LONDON, MARCH 22. Three Indian women writers - Ms. Anita Desai, Ms. Shauna Singh Baldwin and Ms. Sunetra Gupta - figure in the Orange Fiction Prize longlist announced at the London International Book Fair which ended here today.

All three live outside India and their novels share the theme of this year's entries: clash of cultures in the age of globalisation.

For the final nod, which comes in June, they would be competing with the formidable Ms. A. L. Kennedy on the one hand and a comparatively newcomer Ms. Zadie Smith on the other. She created ripples when she got a 250,000-Pound advance for her first two novels.

The 30,000-Pound ``women-only'' Orange Prize, sponsored by a phone company, is Britain's biggest literary lottery - bigger than the much talked about Booker - and has been criticised for its sexist bias even by several women writers, though nobody has turned it down for that reason.

Clearly, the prize money and the things it does to a winner - publicity, bigger sales, celebrity status - have a greater pull than qualms about gender discrimination which in this case works for women.

Ms.

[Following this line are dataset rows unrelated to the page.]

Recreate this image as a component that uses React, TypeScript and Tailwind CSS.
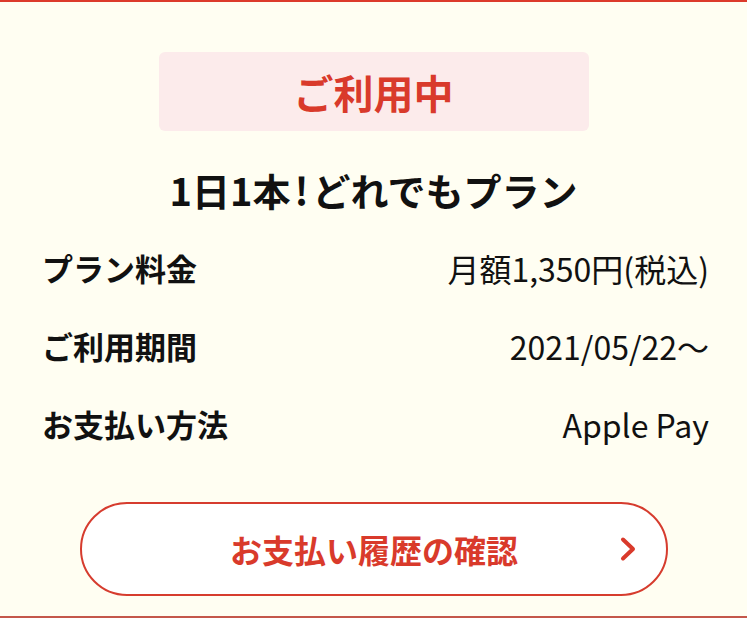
const ROWS: { label: string; value: string }[] = [
  { label: 'プラン料金', value: '月額1,350円(税込)' },
  { label: 'ご利用期間', value: '2021/05/22〜' },
  { label: 'お支払い方法', value: 'Apple Pay' },
];

export default function App() {
  return (
    <div
      className="h-[618px] w-full overflow-hidden bg-[#fffef2] border-t-2 border-b-2 border-t-[#dc3a2b] border-b-[#c4574b] text-[#111]"
      style={{ fontFamily: '"Noto Sans CJK JP", "Noto Sans", sans-serif' }}
    >
      {/* status badge */}
      <div className="pt-[50px] flex justify-center">
        <div className="w-[430px] h-[79px] rounded-md bg-[#fcebeb] flex items-center justify-center">
          <span className="text-[40px] font-bold text-[#d93a2b] leading-none">ご利用中</span>
        </div>
      </div>

      {/* plan name */}
      <h1 className="mt-[35px] text-center text-[38px] leading-[48px] font-bold">
        1日1本<span className="mx-[4px]">!</span>どれでもプラン
      </h1>

      {/* details */}
      <div className="mt-[15px] pl-[42px] pr-[38px]">
        {ROWS.map(row => (
          <div key={row.label} className="h-[78px] flex items-center justify-between">
            <span className="text-[31px] font-bold">{row.label}</span>
            <span className="text-[32px]">{row.value}</span>
          </div>
        ))}
      </div>

      {/* history button */}
      <div className="mt-[39px] pl-[80px] pr-[79px]">
        <button className="relative w-full h-[94px] rounded-full border-2 border-[#d63c2e] bg-white flex items-center justify-center">
          <span className="text-[32px] font-bold text-[#d93a2b]">お支払い履歴の確認</span>
          <svg
            className="absolute right-[29px] top-1/2 -translate-y-1/2"
            width="18"
            height="25"
            viewBox="0 0 18 25"
            fill="none"
          >
            <polyline points="4,3 14,12.5 4,22" stroke="#d93a2b" strokeWidth="4" strokeLinecap="round" strokeLinejoin="round" />
          </svg>
        </button>
      </div>
    </div>
  );
}
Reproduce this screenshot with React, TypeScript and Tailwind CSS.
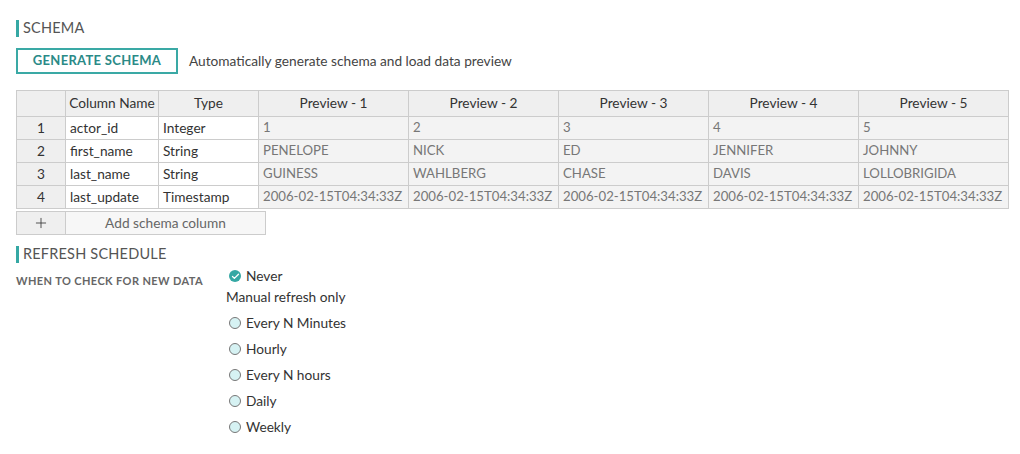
import { Check, Plus } from 'lucide-react';

const previews = [
  ['1', '2', '3', '4', '5'],
  ['PENELOPE', 'NICK', 'ED', 'JENNIFER', 'JOHNNY'],
  ['GUINESS', 'WAHLBERG', 'CHASE', 'DAVIS', 'LOLLOBRIGIDA'],
  Array(5).fill('2006-02-15T04:34:33Z'),
];

const columns = [
  { name: 'actor_id', type: 'Integer' },
  { name: 'first_name', type: 'String' },
  { name: 'last_name', type: 'String' },
  { name: 'last_update', type: 'Timestamp' },
];

const schedules = ['Every N Minutes', 'Hourly', 'Every N hours', 'Daily', 'Weekly'];

const SectionTitle = ({ children }: { children: string }) => (
  <div className="flex items-center h-[17px]">
    <div className="w-[3px] h-[17px] bg-[#35a8a4]" />
    <span className="ml-[4px] text-[14.5px] leading-none text-[#555] tracking-[0.2px]">{children}</span>
  </div>
);

export default function App() {
  return (
    <div className="w-[1020px] h-[454px] bg-white px-4 pt-[20px] font-['Lato',sans-serif] text-[#444]">
      <SectionTitle>SCHEMA</SectionTitle>

      <div className="flex items-center mt-[11px]">
        <button className="w-[162px] h-[26px] border-2 border-[#3aa9a5] text-[13px] font-bold text-[#2b8a87] tracking-[0.3px]">
          GENERATE SCHEMA
        </button>
        <span className="ml-[11px] text-[13.7px] text-[#444]">Automatically generate schema and load data preview</span>
      </div>

      <table className="w-[992px] mt-[16px] border-collapse text-[13.7px] table-fixed">
        <colgroup>
          <col className="w-[49px]" />
          <col className="w-[93px]" />
          <col className="w-[100px]" />
          <col className="w-[150px]" />
          <col className="w-[150px]" />
          <col className="w-[150px]" />
          <col className="w-[150px]" />
          <col className="w-[150px]" />
        </colgroup>
        <thead>
          <tr className="h-[26px] bg-[#efefef] text-[#333]">
            <th className="border border-[#ccc] font-normal" />
            <th className="border border-[#ccc] font-normal whitespace-nowrap">Column Name</th>
            <th className="border border-[#ccc] font-normal">Type</th>
            {[1, 2, 3, 4, 5].map((n) => (
              <th key={n} className="border border-[#ccc] font-normal">Preview - {n}</th>
            ))}
          </tr>
        </thead>
        <tbody>
          {columns.map((c, i) => (
            <tr key={c.name} className="h-[23px]">
              <td className="border border-[#ccc] bg-[#efefef] text-center text-[#333]">{i + 1}</td>
              <td className="border border-[#ccc] bg-white px-[4px] text-[#333]">{c.name}</td>
              <td className="border border-[#ccc] bg-white px-[4px] text-[#333]">{c.type}</td>
              {previews[i].map((v, j) => (
                <td key={j} className="border border-[#ccc] bg-[#f3f3f3] px-[4px] text-[13.2px] text-[#777] whitespace-nowrap overflow-hidden">
                  {v}
                </td>
              ))}
            </tr>
          ))}
        </tbody>
      </table>

      <div className="flex mt-[2px] h-[24px] w-[250px] border border-[#ccc] text-[13.7px]">
        <div className="w-[49px] bg-[#efefef] border-r border-[#ccc] flex items-center justify-center text-[#333]">
          <Plus size={16} strokeWidth={1.25} />
        </div>
        <div className="flex-1 bg-[#f7f7f7] flex items-center justify-center text-[#666]">Add schema column</div>
      </div>

      <div className="mt-[11px]">
        <SectionTitle>REFRESH SCHEDULE</SectionTitle>
      </div>

      <div className="flex mt-[3px]">
        <div className="w-[210px] pt-[7px] text-[11px] font-bold tracking-[0.4px] text-[#666]">WHEN TO CHECK FOR NEW DATA</div>
        <div className="flex flex-col text-[13.7px] text-[#333]">
          <div className="flex items-center h-[20px] ml-[3px]">
            <span className="w-[12px] h-[12px] rounded-full bg-[#35a8a4] flex items-center justify-center">
              <Check size={9} strokeWidth={3.5} className="text-white" />
            </span>
            <span className="ml-[5px]">Never</span>
          </div>
          <div className="h-[20px] flex items-center mt-[1px]">Manual refresh only</div>
          {schedules.map((s) => (
            <div key={s} className="flex items-center h-[20px] ml-[3px] mt-[6px]">
              <span className="w-[12px] h-[12px] rounded-full bg-[#d6f2f3] border border-[#777]" />
              <span className="ml-[5px]">{s}</span>
            </div>
          ))}
        </div>
      </div>
    </div>
  );
}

Anita Desai made it to the list for Fasting, Feasting which missed the Booker Prize last year by a whisker; Ms. Shauna Singh Baldwin for her overrated What The Body Remembers; and Ms. Sunetra Gupta for the underrated A Sin Of Colour.

Ms. Polly Toynbee, who chaired the panel of judges, said nine of the 20 books on the longlist were about ``clashes of culture which couldn't be much more relevant this time with mass migration in all parts of the globe and asylum- seeking in the news''.

In a survey, lots of men had lots of nasty things to say about women writers, but let that pass for now.